Because this storage is ephemeral, you may want to use persist_files() to
copy these files into the landingzone storage associated with the current
domain, which is a persistent storage.
from blipdataforge import DataPlatform
from pyspark.sql import SparkSession
from datetime import date
from pyspark.sql import Row
spark = SparkSession.builder.getOrCreate()
data = [
Row(id = 1, value = 28.3, date = date(2021,1,1)),
Row(id = 2, value = 15.8, date = date(2021,1,1)),
Row(id = 3, value = 20.1, date = date(2021,1,2)),
Row(id = 4, value = 12.6, date = date(2021,1,3))
]
df = spark.createDataFrame(data)
file_path = "/local_disk0/tmp/table_test/"
df.write.mode("overwrite").csv(file_path)
Before we use the persist_files(), let's first investigate the files that we have created
from the previous commands. Spark DataFrames are always distributed, meaning that, they are
splitted into multiple partitions, and these partitions are scattered across the workers of
the current Spark Session. You can read more about it at
this section of the "Introduction to pyspark" book
You can see in the output below, the partitions of the Spark DataFrame (part-...)
written as CSV files. The remaining files inside the folder are files that represent
statuses from the Spark write process, and therefore, we can ignore them.
/local_disk0/tmp/table_test/_committed_1611297955259673513
/local_disk0/tmp/table_test/_committed_2369586526975359895
/local_disk0/tmp/table_test/_committed_8475885235137697843
/local_disk0/tmp/table_test/_committed_8990975055876416605
/local_disk0/tmp/table_test/_committed_vacuum715686643036159697
/local_disk0/tmp/table_test/_started_8990975055876416605
/local_disk0/tmp/table_test/part-00000-tid-899097505-c000.csv
/local_disk0/tmp/table_test/part-00001-tid-899097505-c000.csv
/local_disk0/tmp/table_test/part-00002-tid-899097505-c000.csv
/local_disk0/tmp/table_test/part-00003-tid-899097505-c000.csv
Suppose we want to copy these partition CSV files into our
persistent storage, now is time to use the persist_files()
function.

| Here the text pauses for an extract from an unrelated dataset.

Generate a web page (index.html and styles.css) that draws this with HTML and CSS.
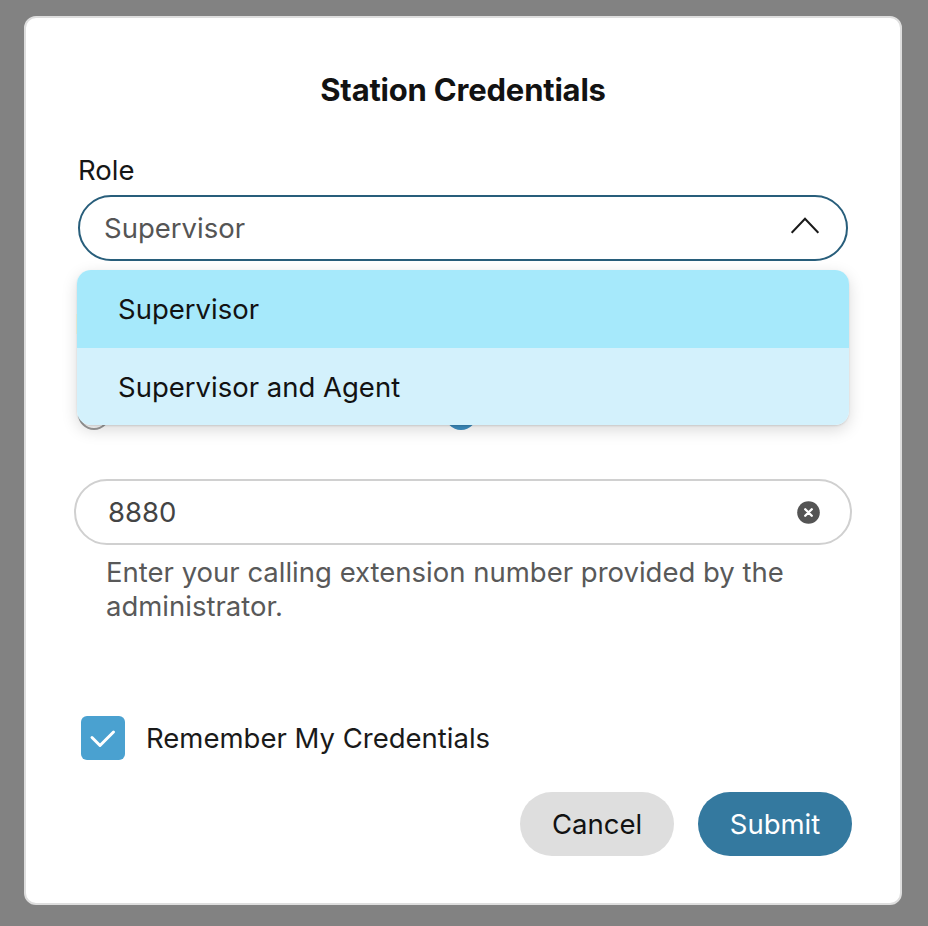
FILE: index.html
```html
<!DOCTYPE html>
<html lang="en">
<head>
<meta charset="utf-8">
<title>Station Credentials</title>
<link rel="stylesheet" href="styles.css">
</head>
<body>
<div class="dialog">
  <h1 class="title">Station Credentials</h1>

  <div class="field role-field">
    <div class="label">Role</div>
    <div class="select">
      <span class="select-value">Supervisor</span>
      <svg class="chevron" width="28" height="17" viewBox="0 0 28 17"><path d="M0.7 15.8 L14 1.8 L27.3 15.8" fill="none" stroke="#1a1a1a" stroke-width="2"/></svg>
    </div>
    <ul class="menu">
      <li class="menu-item active">Supervisor</li>
      <li class="menu-item">Supervisor and Agent</li>
    </ul>
  </div>

  <div class="label second-label">Login Option</div>
  <div class="radios">
    <label class="radio"><span class="radio-dot"></span><span class="radio-text">Dial Number</span></label>
    <label class="radio"><span class="radio-dot checked"></span><span class="radio-text">Extension</span></label>
  </div>

  <div class="input">
    <span class="input-value">8880</span>
    <svg class="clear" width="23" height="23" viewBox="0 0 24 24"><circle cx="12" cy="12" r="11.8" fill="#545454"/><path d="M8.6 8.6 L15.4 15.4 M15.4 8.6 L8.6 15.4" stroke="#fff" stroke-width="2.5" stroke-linecap="round"/></svg>
  </div>
  <p class="helper">Enter your calling extension number provided by the administrator.</p>

  <div class="remember">
    <span class="checkbox"><svg width="44" height="44" viewBox="0 0 44 44"><path d="M11 21.5 L19 29.5 L32.5 16" fill="none" stroke="#fff" stroke-width="3" stroke-linecap="round" stroke-linejoin="round"/></svg></span>
    <span class="remember-text">Remember My Credentials</span>
  </div>

  <div class="actions">
    <button class="btn cancel">Cancel</button>
    <button class="btn submit">Submit</button>
  </div>
</div>
</body>
</html>
```

FILE: styles.css
```css
* { box-sizing: border-box; }
html, body { margin: 0; padding: 0; }
body {
  background: #828282;
  font-family: Inter, "Liberation Sans", Arial, sans-serif;
  width: 928px;
  height: 926px;
  overflow: hidden;
}
.dialog {
  margin: 16px 0 0 24px;
  width: 878px;
  height: 889px;
  background: #fff;
  border: 2px solid #dedede;
  border-radius: 12px;
  padding: 52px 48px 0 48px;
  display: flex;
  flex-direction: column;
}
.title {
  margin: 0;
  text-align: center;
  font-size: 31px;
  font-weight: 700;
  line-height: 40px;
  color: #121212;
  letter-spacing: -0.2px;
}
.field { position: relative; }
.role-field { margin-top: 42px; }
.label {
  font-size: 27.5px;
  line-height: 36px;
  color: #161616;
  padding-left: 4px;
}
.select {
  margin: 7px 4px 0 4px;
  height: 66px;
  border: 2px solid #285e7b;
  border-radius: 33px;
  display: flex;
  align-items: center;
  justify-content: space-between;
  padding: 0 27px 0 24px;
}
.select-value {
  font-size: 27.5px;
  color: #555;
}
.chevron { display: block; margin-top: -5px; }
.menu {
  position: absolute;
  left: 3px;
  right: 3px;
  top: 118px;
  margin: 0;
  padding: 0;
  list-style: none;
  border-radius: 14px;
  overflow: hidden;
  box-shadow: 0 5px 16px rgba(0,0,0,0.15), 0 1px 2px rgba(0,0,0,0.12);
  z-index: 5;
}
.menu-item {
  height: 78px;
  display: flex;
  align-items: center;
  padding-left: 41px;
  font-size: 27.5px;
  color: #121212;
  background: #d3f1fc;
}
.menu-item + .menu-item { height: 77px; }
.menu-item.active { background: #a6e9fb; }
.second-label { margin-top: 45px; padding-left: 1px; }
.radios {
  margin-top: 56px;
  display: flex;
  height: 32px;
  padding-left: 4px;
}
.radio {
  display: flex;
  align-items: center;
  gap: 16px;
  width: 367px;
}
.radio-dot {
  width: 32px;
  height: 32px;
  border-radius: 50%;
  border: 2px solid #9a9a9a;
  background: #fff;
}
.radio-dot.checked {
  border: 9px solid #3d8fc2;
  background: #fff;
}
.radio-text { font-size: 27.5px; color: #161616; }
.input {
  margin-top: 49px;
  height: 66px;
  border: 2px solid #d0d0d0;
  border-radius: 33px;
  display: flex;
  align-items: center;
  justify-content: space-between;
  padding: 0 30px 0 32px;
}
.input-value { font-size: 27.5px; color: #444; }
.clear { display: block; }
.helper {
  margin: 10px 0 0 0;
  padding: 0 40px 0 32px;
  font-size: 27.5px;
  line-height: 34px;
  color: #595959;
}
.remember {
  margin-top: 93px;
  display: flex;
  align-items: center;
  gap: 21px;
  padding-left: 7px;
}
.checkbox {
  width: 44px;
  height: 44px;
  border-radius: 6px;
  background: #4aa1d0;
  display: block;
}
.checkbox svg { display: block; }
.remember-text { font-size: 27.5px; color: #1a1a1a; }
.actions {
  margin-top: 32px;
  display: flex;
  justify-content: flex-end;
  gap: 24px;
}
.btn {
  width: 154px;
  height: 64px;
  border: none;
  border-radius: 32px;
  font-family: inherit;
  font-size: 27.5px;
  cursor: pointer;
}
.cancel { background: #dedede; color: #121212; }
.submit { background: #34799f; color: #fff; }
```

This function copies a list of files to the
dedicated storage of your current Databricks domain,
and associates a Unity Catalog Volume with these files,
so that you can access these files from Databricks if you need them.
Each domain have a dedicated storage associated with it.
This storage is called the "landingzone" of the current domain.
When you use the persist_files() in your Databricks notebook, this
function automatically detects which Databricks workspace you are currently in,
and, as consequence, the landingzone storage associated
with your current domain.
In the example below, I'm using this function to copy the CSV files that contains the data from our Spark DataFrame, to this landingzone storage of my current Databricks domain.
Now, because persist_files() associates your files with a Unity Catalog Volume,
you need to provide a database name, and, a volume name to persist_files().
You can read more about Unity Catalog Volumes at this article.
For example, if you provide sales_files as the database name, and, sales_volume as the
volume name, then, the files copied by persist_files() will be available to you
inside the volume at the reference <domain-catalog>.sales_files.sales_volume.
The <domain-catalog> is the catalog associated with your current Databricks Workspace.
You can read more about this at the "A different catalog for each environment" section of the user guide.
partitions = [
"/local_disk0/tmp/table_test/part-00000-tid-899097505-c000.csv",
"/local_disk0/tmp/table_test/part-00001-tid-899097505-c000.csv",
"/local_disk0/tmp/table_test/part-00002-tid-899097505-c000.csv",
"/local_disk0/tmp/table_test/part-00003-tid-899097505-c000.csv"
]
dp = DataPlatform()
dp.persist_files(
database="ingest_file",
volume_name="new_dest",
destination_folder="/ingest/sales/",
files=partitions
)
After we execute this piece of code, a new volume will be created
inside the catalog of your current Databricks workspace at the reference
<domain-catalog>.ingest_file.new_dest, and the files listed
inside the partitions object will be copied to the folder
at the the path /ingest/sales/, inside this new volume.
For demonstration purposes, I have executed the previous code examples in the DEV
Databricks Workspace of the clients domain (i.e. dbw-clients-dev-brazilsouth). The catalog associated with
this specific Databricks Workspace is the clients_sandbox catalog.
Therefore, the volume was created at the reference clients_sandbox.ingest_file.new_dest.
You can see this new volume created by persist_files() in the image below.

We can now access and use these files by using the path to them inside the Unity Catalog volume. In the example below, we are reading the lines from one of the partition files that we have copied to the Unity Catalog volume.